Born and raised in South Central Los Angeles, and Orange County, Ed is one of the last surviving founders of the infamous Brotherhood of Eternal Love – a group of rebels and surfers who spiritually bonded by ingesting LSD and established a church in order to take their spiritual mission to the world. The U.S. government outlawed their sacrament, and later accused them of manufacturing and distributing 900 million hits of Orange Sunshine Acid. At the time a new culture was emerging. Ed was one of the creators who built and managed Mystic Arts World, a cultural temple on the coast highway, Laguna Beach, California.

Later, during the ‘70s, in pursuit of pleasure, Eddie “went left when he should’a went right,” winding up for years in Lurigancho Prison, Peru.
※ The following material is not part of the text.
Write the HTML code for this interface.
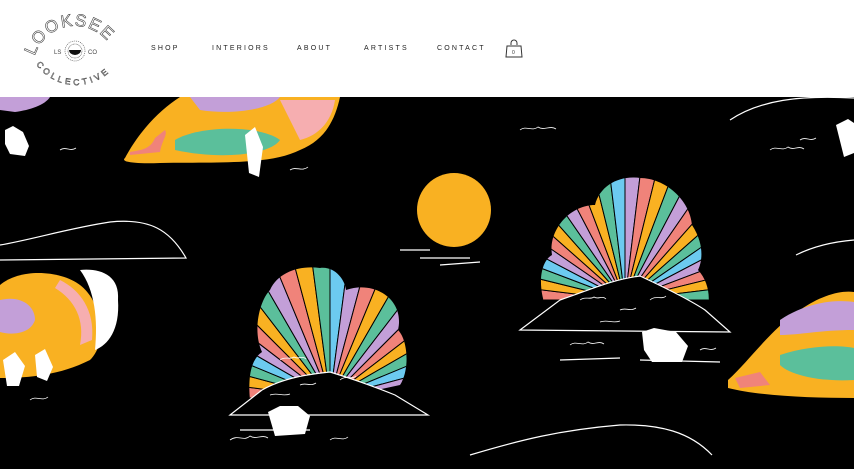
<!DOCTYPE html>
<html><head><meta charset="utf-8"><style>
html,body{margin:0;padding:0;width:854px;height:469px;overflow:hidden;background:#000;font-family:"Liberation Sans",sans-serif}
.hdr{position:absolute;left:0;top:0;width:854px;height:97px;background:#fff}
.nav{position:absolute;top:45px;font-size:7px;letter-spacing:2.2px;color:#222}
</style></head><body>
<div class="hdr">
<svg width="140" height="97" style="position:absolute;left:0;top:0">
<defs>
<path id="tp" d="M33,68 A42,42 0 0 1 117,68"/>
<path id="bp" d="M34,61 A49,49 0 0 0 120,58"/>
</defs>
<text font-size="17" fill="none" stroke="#444" stroke-width="0.6" letter-spacing="1.5" font-family="Liberation Sans"><textPath href="#tp" startOffset="12">LOOKSEE</textPath></text>
<text font-size="8.5" fill="none" stroke="#444" stroke-width="0.5" letter-spacing="3.2" font-family="Liberation Sans"><textPath href="#bp" startOffset="4">COLLECTIVE</textPath></text>
<g stroke="#444" stroke-width="0.6">
<circle cx="75" cy="51" r="10" fill="none" stroke-dasharray="1 1"/>
<circle cx="75" cy="51" r="7" fill="none" stroke-dasharray="0.8 0.6"/>
</g>
<path d="M69,50 h12 a6,5 0 0 1 -12,0z" fill="#111"/>
<text x="54" y="54" font-size="6" fill="#444">LS</text>
<text x="88" y="54" font-size="6" fill="#444">CO</text>
</svg>
<div class="nav" style="left:151px">SHOP</div>
<div class="nav" style="left:212px">INTERIORS</div>
<div class="nav" style="left:297px">ABOUT</div>
<div class="nav" style="left:364px">ARTISTS</div>
<div class="nav" style="left:437px">CONTACT</div>
<svg width="20" height="22" style="position:absolute;left:504px;top:38px">
<path d="M7,7 v-2 a3,3 0 0 1 6,0 v2" fill="none" stroke="#333" stroke-width="1"/>
<path d="M3,8 h14 l1,11 h-16z" fill="none" stroke="#333" stroke-width="1"/>
<text x="8" y="16" font-size="5" fill="#333">0</text>
</svg>
</div>
<svg width="854" height="372" viewBox="0 97 854 372" style="position:absolute;left:0;top:97px">
<defs>
<clipPath id="c1"><path d="M250,400 C248,380 250,360 262,352 C252,330 260,300 270,290 C278,272 300,265 320,268 C335,266 345,280 346,290 C375,280 405,300 398,330 C408,340 410,370 400,385 L330,400Z"/></clipPath>
<clipPath id="c2"><path d="M545,305 C538,285 540,262 552,255 C548,230 570,205 595,205 C600,185 620,175 640,178 C665,178 690,200 692,225 C705,245 702,262 698,270 C712,285 712,310 700,322 L600,320Z"/></clipPath>
</defs>
<g id="fans"></g>
<circle cx="454" cy="210" r="37" fill="#f9b122"/>
<g stroke="#fff" stroke-width="1.2" fill="none">
<path d="M230,415 L262,390 C280,380 300,375 330,372 C350,378 370,385 395,395 L428,415 Z" fill="#000"/>
<path d="M520,330 L560,300 C590,290 610,280 640,276 C670,290 690,300 705,310 L730,332 Z" fill="#000"/>
<path d="M0,245 C30,240 70,228 110,222 C150,218 170,230 186,258 L0,260"/>
<path d="M796,255 C810,248 830,242 854,240"/>
<path d="M470,455 C520,440 560,430 620,425 C660,424 690,432 712,455"/>
<path d="M730,120 C760,100 800,95 854,98"/>
<path d="M400,250 L430,250 M420,258 L470,258 M440,265 L480,262"/>
<path d="M240,430 L310,430 M560,360 L620,358 M640,360 L720,362"/>
</g>
<g stroke="#fff" stroke-width="0.8" fill="none">
<path d="M280,360 c5,-4 10,0 14,-3 c4,3 8,-2 12,2 M300,385 c6,-3 10,2 16,-2 M340,380 c5,-5 12,0 16,-4 M270,395 c8,-3 12,2 20,-1"/>
<path d="M580,300 c5,-4 10,0 14,-3 c4,3 8,-2 12,2 M620,310 c6,-3 10,2 16,-2 M650,300 c5,-5 12,0 16,-4 M600,322 c8,-3 12,2 20,-1"/>
<path d="M230,440 c8,-6 14,2 20,-4 c6,4 12,-2 18,2 M330,440 c6,-5 12,2 18,-3 M570,345 c6,-5 12,2 18,-3 c6,4 10,-2 16,2 M700,350 c6,-4 10,2 16,-2"/>
<path d="M770,150 c6,-5 12,2 18,-3 c6,4 10,-2 16,2 M800,140 c6,-4 10,2 16,-2 M520,130 c6,-5 12,2 18,-3 c6,4 12,-2 18,2 M30,400 c6,-5 12,2 18,-3 M60,150 c6,-4 10,2 16,-2 M290,170 c6,-4 12,2 18,-3"/>
</g>
<path d="M125,158 C140,130 160,110 180,97 L340,97 C335,120 325,140 300,150 C270,165 220,162 160,163 C135,164 120,162 125,158Z" fill="#f9b122"/>
<path d="M190,97 L280,97 C270,110 230,115 200,110Z" fill="#c39fd8"/>
<path d="M175,140 C200,125 260,125 280,140 C270,155 220,160 175,150Z" fill="#5bbf9b"/>
<path d="M280,100 L335,100 C332,120 320,135 300,140Z" fill="#f6aeb0"/>
<path d="M130,155 L160,152 C162,140 168,135 165,130 L155,138 C150,150 140,150 130,152Z" fill="#f0837a"/>
<path d="M0,285 C20,268 60,270 80,285 C100,300 110,340 90,360 C60,375 30,378 0,378Z" fill="#f9b122"/>
<path d="M0,300 C20,295 35,305 35,320 C30,335 10,335 0,332Z" fill="#c39fd8"/>
<path d="M60,280 C80,290 95,310 92,340 L80,345 C85,320 75,300 55,288Z" fill="#f6aeb0"/>
<path d="M80,270 C100,268 120,275 118,300 C120,330 108,345 95,350 C98,320 95,290 80,270Z" fill="#fff"/>
<path d="M728,380 C750,360 770,330 800,310 C820,296 840,290 854,292 L854,398 C810,398 760,396 728,388Z" fill="#f9b122"/>
<path d="M780,320 C810,300 840,300 854,302 L854,330 C820,330 800,335 780,335Z" fill="#c39fd8"/>
<path d="M780,355 C810,345 840,345 854,348 L854,380 C820,382 790,375 780,365Z" fill="#5bbf9b"/>
<path d="M735,378 L760,372 L770,385 L740,388Z" fill="#f0837a"/>
<path d="M0,97 L50,97 C45,105 30,110 15,112 L0,110Z" fill="#c39fd8"/>
<g fill="#fff">
<path d="M5,130 l8,-4 l10,6 l6,14 l-4,10 l-15,-2 l-5,-10z"/>
<path d="M268,412 l12,-6 l18,0 l12,10 l-5,18 l-30,2z"/>
<path d="M642,332 l12,-4 l22,4 l12,14 l-6,16 l-30,0 l-8,-12z"/>
<path d="M245,135 l10,-8 l8,20 l-4,30 l-10,-4z"/>
<path d="M3,360 l12,-8 l10,14 l-6,20 l-12,0z M35,355 l10,-6 l8,18 l-6,14 l-10,-4z"/>
<path d="M836,125 l12,-6 l6,4 l0,30 l-10,4z"/>
</g>
</svg>
<script>
var cols=["#f0837a","#f9b122","#5bbf9b","#6ccaf0","#c39fd8","#f0837a","#f9b122","#5bbf9b","#c39fd8"];
function fan(cx,cy,clip,n){var s='<g clip-path="url(#'+clip+')">';for(var i=0;i<n;i++){var a1=Math.PI+i*Math.PI/n,a2=Math.PI+(i+1)*Math.PI/n;var r=200;s+='<path d="M'+cx+','+cy+' L'+(cx+r*Math.cos(a1))+','+(cy+r*Math.sin(a1))+' L'+(cx+r*Math.cos(a2))+','+(cy+r*Math.sin(a2))+'Z" fill="'+cols[i%cols.length]+'" stroke="#000" stroke-width="1"/>';}return s+'</g>';}
document.getElementById('fans').innerHTML=fan(330,398,'c1',24)+fan(625,300,'c2',26);
</script>
</body></html>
He is the only living person who has ever escaped that hell-hole, which Amnesty International once named the worst prison on Earth.

Ed, Collaborating with award-winning author Paul Wood, has written LURIGANCHO, a book-length work of literary nonfiction that brings to life the unimaginable story of his ordeal in South America. Now he and Wood are bringing the same treatment to the Brotherhood of Eternal Love, determined to re-frame the way the world thinks of the '60s revolution.

Ed serves as a certified counselor with a specialty in addiction recovery. After several years of education, training, and experience
he has devoted decades to assisting other addicts to recover. He is often asked to tell his story, especially as it relates to issues of addiction, incarceration, and practical spirituality.

Ed moved to Northern California in 1989 and began working for a recovery center in Marin County, north of San Francisco. In 1992
he went on to work as case manager/counselor with the more severely addicted at Alta Bates Hospital in Oakland, California, where he formed an alumni of hundreds of successfully recovering addicts.
He added to his work at the hospital when in 1993 Ed was hired to join a federal task force developing treatment of addiction in San Francisco.

Ironically, Edward, still surfing, was invited by the Maui County Chief of Mental Health to present a workshop on developing treatment for the addicted criminal offender. That led to him continuing his work, surfing, and living on Maui through 2003. Today he continues his work and lives with his wife of 27 years in Sonoma County.